Past Exam Questions Flashcards
1
Q
Economic influences of bond yields
A
- Interest rates
- Inflation rates
- Exchange rates
- Government deficit
- Institutional cashflows
2
Q
Why would bonds outperform equities?
A
- Why do we expect equities to outperform bonds
* If equities and bonds are held from the same company, we would expect equities to outperform bonds, because equities rank behind bonds and thus carry more risk
* Government bonds are also more secure, thus we would expect higher returns for equities to compensate for the additional risk - Why would bonds actually outperform equities?
* Bonds continue to perform strongly while equities under-perform
* Yields on bonds fall during the year so prices increase
* Fall in bond yields might be associated with
- Associated with a period of economic instability and cause a flight of investors to less risky assets
- Demand by investors for bonds has increased, e.g., regulation might require a greater level of bonds to be held
* Increased supply in equity and decreased supply in bonds might influence returns
* Lower expectation for future economic growth reduces returns on equities
* Increased perceived riskiness of bonds
* Random market fluctuations
* Expenses on equities might be more than bonds
* Higher liquidity/marketability premium for bonds
3
Q
How can government influence the exchange rate?
A
Direct intervention
- Government can set the exchange rate
- Exchange controls can be set in place to limit the flow of monies in and out of the country
- Government can set a narrow range within trades that are permitted
Indirect intervention
- Changing the short-term interest rate, e.g., a cut in interest rates will reduce the demand for the currency and lead to currency depreciation
- Quantitative easing, buying back bonds in the market which will result in fewer bonds available, resulting in a fall in bond yield which will reduce the demand and therefore for the currency
- Government could buy holdings in other currencies causing the exchange rate to depreciate
- Government could provide assistance to exporters which will lead to increased activity of exporters hence demand the currency by overseas customers.
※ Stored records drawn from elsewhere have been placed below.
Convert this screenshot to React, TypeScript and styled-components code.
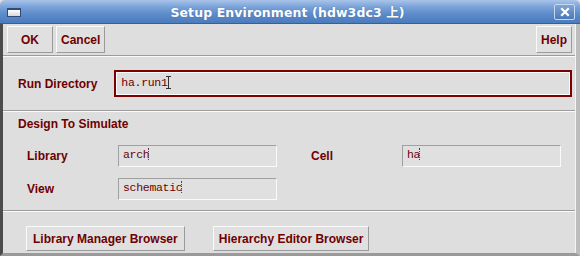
import React from "react";
import styled, { createGlobalStyle } from "styled-components";

const Global = createGlobalStyle`
  * { box-sizing: border-box; }
  html, body { margin: 0; padding: 0; background: #dedede; }
  body { font-family: "Liberation Sans", Arial, sans-serif; }
`;

const Window = styled.div`
  width: 580px;
  height: 256px;
  display: flex;
  flex-direction: column;
  background: #dedede;
  overflow: hidden;
`;

const TitleBar = styled.div`
  height: 24px;
  flex: none;
  display: flex;
  align-items: center;
  padding: 0 5px 0 7px;
  border-radius: 5px 5px 0 0;
  background: linear-gradient(#a9c4ea 0%, #7aa3d8 30%, #5d8cca 60%, #4a7bbd 100%);
  border-bottom: 1px solid #3a5f95;
`;

const MenuIcon = styled.div`
  width: 14px;
  height: 9px;
  flex: none;
  background: linear-gradient(#ffffff, #d8d8d8);
  border: 1px solid #2e4a78;
  border-top-width: 2px;
  margin-top: 2px;
`;

const Title = styled.div`
  flex: 1;
  text-align: center;
  color: #ffffff;
  font-family: "DejaVu Sans", "Noto Sans CJK SC", sans-serif;
  font-weight: bold;
  font-size: 12.5px;
  letter-spacing: 0.1px;
  text-shadow: 0 0 1px rgba(40, 70, 120, 0.5);
`;

const CloseBtn = styled.div`
  width: 21px;
  height: 16px;
  flex: none;
  margin-top: 1px;
  display: flex;
  align-items: center;
  justify-content: center;
  border: 1px solid #c6d8f0;
  border-radius: 2px;
  background: linear-gradient(#7fa4d6, #4b79b8);
`;

const Frame = styled.div`
  flex: 1;
  display: flex;
  flex-direction: column;
  border-left: 3px solid #4c4c4c;
  border-right: 4px solid #bdbdbd;
  border-bottom: 3px solid #9a9a9a;
  box-shadow: inset -1px 0 0 #f4f4f4;
`;

const Toolbar = styled.div`
  display: flex;
  gap: 3px;
  padding: 2px 4px 0 4px;
  height: 31px;
  flex: none;
`;

const Spacer = styled.div`
  flex: 1;
`;

const Btn = styled.button<{ $w?: number; $pad?: number; $h?: number }>`
  height: ${(p) => p.$h ?? 27}px;
  min-width: ${(p) => (p.$w ? `${p.$w}px` : "auto")};
  padding: 0 ${(p) => p.$pad ?? 4}px;
  background: #e0e0e0;
  border: 1px solid;
  border-color: #fafafa #9a9a9a #9a9a9a #fafafa;
  color: #6e0000;
  font-family: "Liberation Sans", Arial, sans-serif;
  font-weight: bold;
  font-size: 12px;
  cursor: default;
`;

const Divider = styled.div`
  height: 2px;
  flex: none;
  border-top: 1px solid #9c9c9c;
  border-bottom: 1px solid #fbfbfb;
  margin-right: 1px;
`;

const RunRow = styled.div`
  display: flex;
  align-items: center;
  height: 53px;
  flex: none;
  padding: 0 4px 0 15px;
  gap: 17px;
`;

const Label = styled.div`
  color: #6e0000;
  font-weight: bold;
  font-size: 12px;
  flex: none;
`;

const RunInput = styled.div`
  flex: 1;
  height: 27px;
  border: 2px solid #7c0000;
  box-shadow: inset 1px 1px 0 #ffffff, inset -1px -1px 0 #ffffff;
  background: #dedede;
  display: flex;
  align-items: center;
  padding: 0 4px 3px 5px;
`;

const FieldText = styled.span`
  font-family: "Liberation Mono", "Courier New", monospace;
  font-size: 11.5px;
  color: #6e0000;
  letter-spacing: -0.3px;
`;

const Caret = styled.span`
  display: inline-block;
  width: 1px;
  height: 13px;
  background: #333;
  vertical-align: middle;
  position: relative;
  &::before, &::after {
    content: "";
    position: absolute;
    left: -2px;
    width: 5px;
    height: 1px;
    background: #333;
  }
  &::before { top: 0; }
  &::after { bottom: 0; }
`;

const DotCaret = styled.span`
  display: inline-block;
  width: 1px;
  height: 12px;
  vertical-align: middle;
  border-left: 1px dotted #7c3030;
  margin-left: -1px;
`;

const SectionTitle = styled.div`
  color: #6e0000;
  font-weight: bold;
  font-size: 12px;
  padding: 5px 0 0 15px;
  height: 24px;
  flex: none;
`;

const Grid = styled.div`
  display: grid;
  grid-template-columns: 91px 159px 34px 91px 159px;
  grid-auto-rows: 22px;
  row-gap: 11px;
  align-items: center;
  padding: 9px 0 0 24px;
  height: 74px;
  flex: none;
`;

const Field = styled.div`
  height: 22px;
  border: 1px solid;
  border-color: #a0a0a0 #fafafa #fafafa #a0a0a0;
  background: #e0e0e0;
  display: flex;
  align-items: center;
  padding: 0 4px 4px 4px;
`;

const Gap = styled.div``;

const BottomRow = styled.div`
  display: flex;
  gap: 28px;
  padding: 14px 0 0 23px;
`;

const App: React.FC = () => (
  <Window>
    <Global />
    <TitleBar>
      <MenuIcon />
      <Title>Setup Environment (hdw3dc3 上)</Title>
      <CloseBtn>
        <svg width="10" height="10" viewBox="0 0 10 10">
          <path d="M2 2 L8 8 M8 2 L2 8" stroke="#ffffff" strokeWidth="2.2" strokeLinecap="square" />
        </svg>
      </CloseBtn>
    </TitleBar>
    <Frame>
      <Toolbar>
        <Btn $w={46}>OK</Btn>
        <Btn $w={46}>Cancel</Btn>
        <Spacer />
        <Btn $w={35}>Help</Btn>
      </Toolbar>
      <Divider />
      <RunRow>
        <Label>Run Directory</Label>
        <RunInput>
          <FieldText>ha.run1</FieldText>
          <Caret />
        </RunInput>
      </RunRow>
      <Divider />
      <SectionTitle>Design To Simulate</SectionTitle>
      <Grid>
        <Label>Library</Label>
        <Field>
          <FieldText>arch</FieldText>
          <DotCaret />
        </Field>
        <Gap />
        <Label>Cell</Label>
        <Field>
          <FieldText>ha</FieldText>
          <DotCaret />
        </Field>
        <Label>View</Label>
        <Field>
          <FieldText>schematic</FieldText>
          <DotCaret />
        </Field>
      </Grid>
      <Divider />
      <BottomRow>
        <Btn $pad={6} $h={25}>Library Manager Browser</Btn>
        <Btn $pad={5} $h={25}>Hierarchy Editor Browser</Btn>
      </BottomRow>
    </Frame>
  </Window>
);

export default App;
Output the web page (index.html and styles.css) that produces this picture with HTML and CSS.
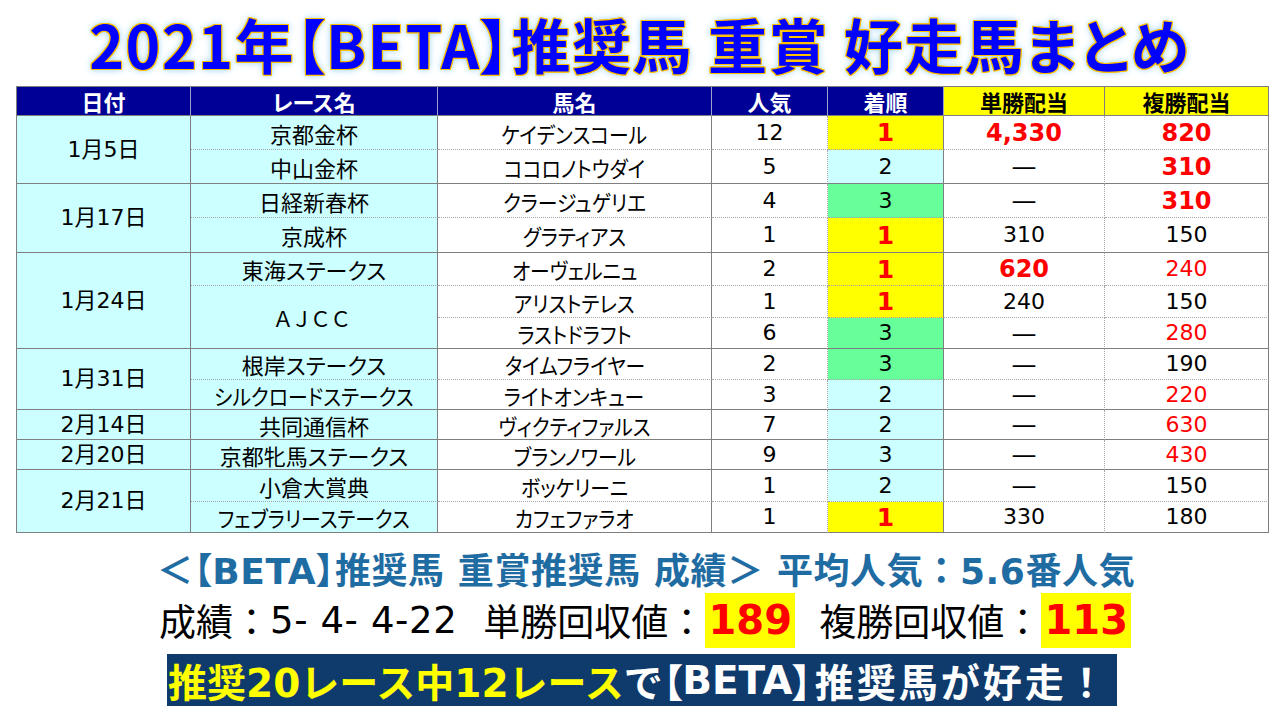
FILE: index.html
```html
<!DOCTYPE html>
<html lang="ja">
<head>
<meta charset="utf-8">
<title>2021年【BETA】推奨馬 重賞 好走馬まとめ</title>
<link rel="stylesheet" href="styles.css">
</head>
<body>
<div class="page">
  <h1 class="title">2021年【BETA】推奨馬 重賞 好走馬まとめ</h1>

  <table class="results">
    <colgroup>
      <col class="c-date"><col class="c-race"><col class="c-horse"><col class="c-pop"><col class="c-rank"><col class="c-win"><col class="c-place">
    </colgroup>
    <thead>
      <tr class="h-head">
        <th class="hd">日付</th>
        <th class="hd">レース名</th>
        <th class="hd">馬名</th>
        <th class="hd">人気</th>
        <th class="hd">着順</th>
        <th class="hd hd-y">単勝配当</th>
        <th class="hd hd-y">複勝配当</th>
      </tr>
    </thead>
    <tbody>
      <tr class="h34">
        <td class="date" rowspan="2">1月5日</td>
        <td class="race dot"><span>京都金杯</span></td>
        <td class="horse dot"><span>ケイデンスコール</span></td>
        <td class="num dot dr">12</td>
        <td class="num dot r1">1</td>
        <td class="num dot dr big">4,330</td>
        <td class="num dot big">820</td>
      </tr>
      <tr class="h34">
        <td class="race"><span>中山金杯</span></td>
        <td class="horse"><span>ココロノトウダイ</span></td>
        <td class="num dr">5</td>
        <td class="num r2">2</td>
        <td class="num dr dash">—</td>
        <td class="num big">310</td>
      </tr>
      <tr class="h34">
        <td class="date" rowspan="2">1月17日</td>
        <td class="race dot"><span>日経新春杯</span></td>
        <td class="horse dot"><span>クラージュゲリエ</span></td>
        <td class="num dot dr">4</td>
        <td class="num dot r3">3</td>
        <td class="num dot dr dash">—</td>
        <td class="num dot big">310</td>
      </tr>
      <tr class="h35">
        <td class="race"><span>京成杯</span></td>
        <td class="horse"><span>グラティアス</span></td>
        <td class="num dr">1</td>
        <td class="num r1">1</td>
        <td class="num dr">310</td>
        <td class="num">150</td>
      </tr>
      <tr class="h33">
        <td class="date" rowspan="3">1月24日</td>
        <td class="race dot"><span>東海ステークス</span></td>
        <td class="horse dot"><span>オーヴェルニュ</span></td>
        <td class="num dot dr">2</td>
        <td class="num dot r1">1</td>
        <td class="num dot dr big">620</td>
        <td class="num dot red">240</td>
      </tr>
      <tr class="h32">
        <td class="race" rowspan="2"><span class="ajcc">ＡＪＣＣ</span></td>
        <td class="horse dot"><span>アリストテレス</span></td>
        <td class="num dot dr">1</td>
        <td class="num dot r1">1</td>
        <td class="num dot dr">240</td>
        <td class="num dot">150</td>
      </tr>
      <tr class="h31">
        <td class="horse"><span>ラストドラフト</span></td>
        <td class="num dr">6</td>
        <td class="num r3">3</td>
        <td class="num dr dash">—</td>
        <td class="num red">280</td>
      </tr>
      <tr class="h31">
        <td class="date" rowspan="2">1月31日</td>
        <td class="race dot"><span>根岸ステークス</span></td>
        <td class="horse dot"><span>タイムフライヤー</span></td>
        <td class="num dot dr">2</td>
        <td class="num dot r3">3</td>
        <td class="num dot dr dash">—</td>
        <td class="num dot">190</td>
      </tr>
      <tr class="h30">
        <td class="race"><span class="kana">シルクロードステークス</span></td>
        <td class="horse"><span>ライトオンキュー</span></td>
        <td class="num dr">3</td>
        <td class="num r2">2</td>
        <td class="num dr dash">—</td>
        <td class="num red">220</td>
      </tr>
      <tr class="h30">
        <td class="date">2月14日</td>
        <td class="race"><span>共同通信杯</span></td>
        <td class="horse"><span>ヴィクティファルス</span></td>
        <td class="num dr">7</td>
        <td class="num r2">2</td>
        <td class="num dr dash">—</td>
        <td class="num red">630</td>
      </tr>
      <tr class="h30">
        <td class="date">2月20日</td>
        <td class="race"><span>京都牝馬ステークス</span></td>
        <td class="horse"><span>ブランノワール</span></td>
        <td class="num dr">9</td>
        <td class="num r2">3</td>
        <td class="num dr dash">—</td>
        <td class="num red">430</td>
      </tr>
      <tr class="h32">
        <td class="date" rowspan="2">2月21日</td>
        <td class="race dot"><span>小倉大賞典</span></td>
        <td class="horse dot"><span>ボッケリーニ</span></td>
        <td class="num dot dr">1</td>
        <td class="num dot r2">2</td>
        <td class="num dot dr dash">—</td>
        <td class="num dot">150</td>
      </tr>
      <tr class="h31">
        <td class="race"><span class="kana">フェブラリーステークス</span></td>
        <td class="horse"><span>カフェファラオ</span></td>
        <td class="num dr">1</td>
        <td class="num r1">1</td>
        <td class="num dr">330</td>
        <td class="num">180</td>
      </tr>
    </tbody>
  </table>

  <div class="summary">
    <p class="sum-title">＜<span class="br">【</span>BETA<span class="br">】</span>推奨馬 重賞推奨馬 成績＞ 平均人気：5.6番人気</p>
    <p class="sum-line"><span>成績：</span><span class="score">5- 4- 4-22</span><span class="lbl lbl1">単勝回収値：</span><span class="hit">189</span><span class="lbl lbl2">複勝回収値：</span><span class="hit">113</span></p>
    <div class="banner"><span class="yel">推奨20レース中12レース</span>で<span class="br">【</span>BETA<span class="br">】</span><span class="tail">推奨馬が好走！</span></div>
  </div>
</div>
</body>
</html>
```

FILE: styles.css
```css
html, body {
  margin: 0;
  padding: 0;
  background: #ffffff;
}

.page {
  width: 1280px;
  height: 720px;
  display: flex;
  flex-direction: column;
  font-family: "Noto Sans CJK JP", sans-serif;
  color: #000;
  overflow: hidden;
}

.title {
  margin: 0;
  height: 86px;
  display: flex;
  align-items: center;
  justify-content: center;
  font-size: 59px;
  font-weight: 700;
  letter-spacing: 1.5px;
  color: #0000ff;
  font-feature-settings: "palt";
  line-height: 1;
  box-sizing: border-box;
  white-space: nowrap;
  text-shadow:
    1px 0 #ffc000, -1px 0 #ffc000, 0 1px #ffc000, 0 -1px #ffc000,
    1px 1px #ffc000, -1px -1px #ffc000, 1px -1px #ffc000, -1px 1px #ffc000,
    0 0 5px #a8d8f5, 0 0 9px #a8d8f5;
}

/* ---------- table ---------- */
.results {
  margin-left: 16px;
  width: 1253px;
  table-layout: fixed;
  border-collapse: separate;
  border-spacing: 0;
  border-top: 1px solid #7f7f7f;
  border-left: 1px solid #7f7f7f;
}

.c-date { width: 174px; }
.c-race { width: 247px; }
.c-horse { width: 274px; }
.c-pop { width: 116px; }
.c-rank { width: 116px; }
.c-win { width: 161px; }
.c-place { width: 164px; }

.results th,
.results td {
  padding: 0;
  text-align: center;
  vertical-align: middle;
  border-right: 1px solid #7f7f7f;
  border-bottom: 1px solid #7f7f7f;
  box-sizing: border-box;
  white-space: nowrap;
  line-height: 1;
}

.h-head { height: 29px; }
.h35 { height: 35px; }
.h34 { height: 34px; }
.h33 { height: 33px; }
.h32 { height: 32px; }
.h31 { height: 31px; }
.h30 { height: 30px; }

.hd {
  background: #000096;
  color: #ffffff;
  font-size: 22px;
  font-weight: 700;
  font-feature-settings: "palt";
  border-right-color: #a0a0c8 !important;
}

.hd-y {
  background: #ffff00;
  color: #000;
  border-right-color: #7f7f7f !important;
}

.date {
  background: #ccffff;
  font-family: "DejaVu Sans", "Noto Sans CJK JP", sans-serif;
  font-size: 22px;
}

.race {
  background: #ccffff;
  font-size: 22px;
  font-feature-settings: "palt";
}

.race span,
.horse span {
  display: inline-block;
}

.race .kana {
  transform: scaleX(0.9);
}

.ajcc {
  font-size: 21px;
  letter-spacing: 4px;
}

.horse {
  font-size: 22px;
  font-feature-settings: "palt";
}

.horse span {
  transform: scaleX(0.9);
}

.num {
  font-family: "DejaVu Sans", "Noto Sans CJK JP", sans-serif;
  font-size: 22px;
}

.dash {
  font-size: 25px;
}

.dot { border-bottom: 1px dotted #a6a6a6 !important; }
.dr { border-right: 1px dotted #a6a6a6 !important; }

.r1 {
  background: #ffff00;
  color: #ff0000;
  font-weight: 700;
  font-size: 25px;
}

.r2 { background: #ccffff; }
.r3 { background: #66ff99; }

.big {
  color: #ff0000;
  font-weight: 700;
  font-size: 24px;
}

.red { color: #ff0000; }

/* ---------- summary ---------- */
.summary {
  display: flex;
  flex-direction: column;
  font-family: "DejaVu Sans", "Noto Sans CJK JP", sans-serif;
}

.br {
  font-family: "Noto Sans CJK JP", sans-serif;
  font-feature-settings: "palt";
}

.sum-title {
  margin: 17px 0 0 157px;
  height: 36px;
  line-height: 36px;
  font-size: 36px;
  font-weight: 700;
  letter-spacing: 0.6px;
  color: #1f6ca3;
  white-space: nowrap;
}

.sum-line {
  margin: 6px 0 0 159px;
  height: 56px;
  display: flex;
  align-items: center;
  font-size: 37px;
  white-space: nowrap;
}

.score {
  letter-spacing: 0.6px;
}

.lbl1 { margin: 0 0 0 26px; }
.lbl2 { margin: 0 0 0 24px; }

.hit {
  display: flex;
  align-items: center;
  justify-content: center;
  width: 90px;
  height: 55px;
  background: #ffff00;
  color: #ff0000;
  font-weight: 700;
  font-size: 40px;
}

.banner {
  margin: 6px 0 0 167px;
  width: 950px;
  height: 52px;
  box-sizing: border-box;
  padding-left: 1px;
  background: #0f3a6c;
  color: #ffffff;
  font-size: 39px;
  font-weight: 700;
  display: flex;
  align-items: center;
  white-space: nowrap;
}

.tail {
  margin-left: 3px;
  letter-spacing: 3px;
}

.yel { color: #ffff00; }
```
- Government can increase import tariffs which will decrease imports and thus the demand for other currencies
- Print money
- Increase the supply of government bonds which will increase the yield on bonds - attract institutional cash flows from overseas
4
Q
Impact of a reduction in the exchange rate
A
Imports
- Imported goods appear expensive relative to domestic goods, thus increasing demand for domestic goods and reducing demand for imported goods
- Raw materials from overseas will be more expensive, this will be passed on to consumers
Exports
- Exports will appear more attractive to overseas markets, so increased activity for exporters
- Increased economic activity and employment
Overseas investments
- Will be worth more
- Overseas investment in local government increase
5
Q
Reasons why claim experience may be different between insurers
A
- Differences in products
* Products sold between different companies may have different definitions of what justifies as a valid claim - Different mix of policyholders
* Different net worth
* Different geographical areas
* Sales channels used
* Differences in sum assured - Underwriting
* Level of underwriting and claims control can differ - Random variation
* Experience of smaller companies may be more prone to random fluctuations - Reinsurance
* If the claim experience is net reinsurance, then the difference may be due to different reinsurance terms
6
Q
How to access the reinsurance product
A
- Model the cost forward for say next 10 years.
- It is reasonable to have the premiums higher than the benefits as they do include profit, expense and contingency margins
- The forecast should be carried out on a BE basis and appropriate sensitivity analysis should be considered with the assumptions chosen
- Compare results on different types and levels of reinsurance
7
Q
How to access the reinsurance provider
A
- Consider the financial strength of a reinsurer, chose one with a low default rate. Credit rating can be a good proxy here
- Consider technical ability, e.g., administration and actuarial strength and their ability to loan staff in the initial set-up of the product
- Consider the products, are they the best fit for the insurer and its products
- Does the reinsurer have the capacity to accept new business, heavily exposed to one class of business?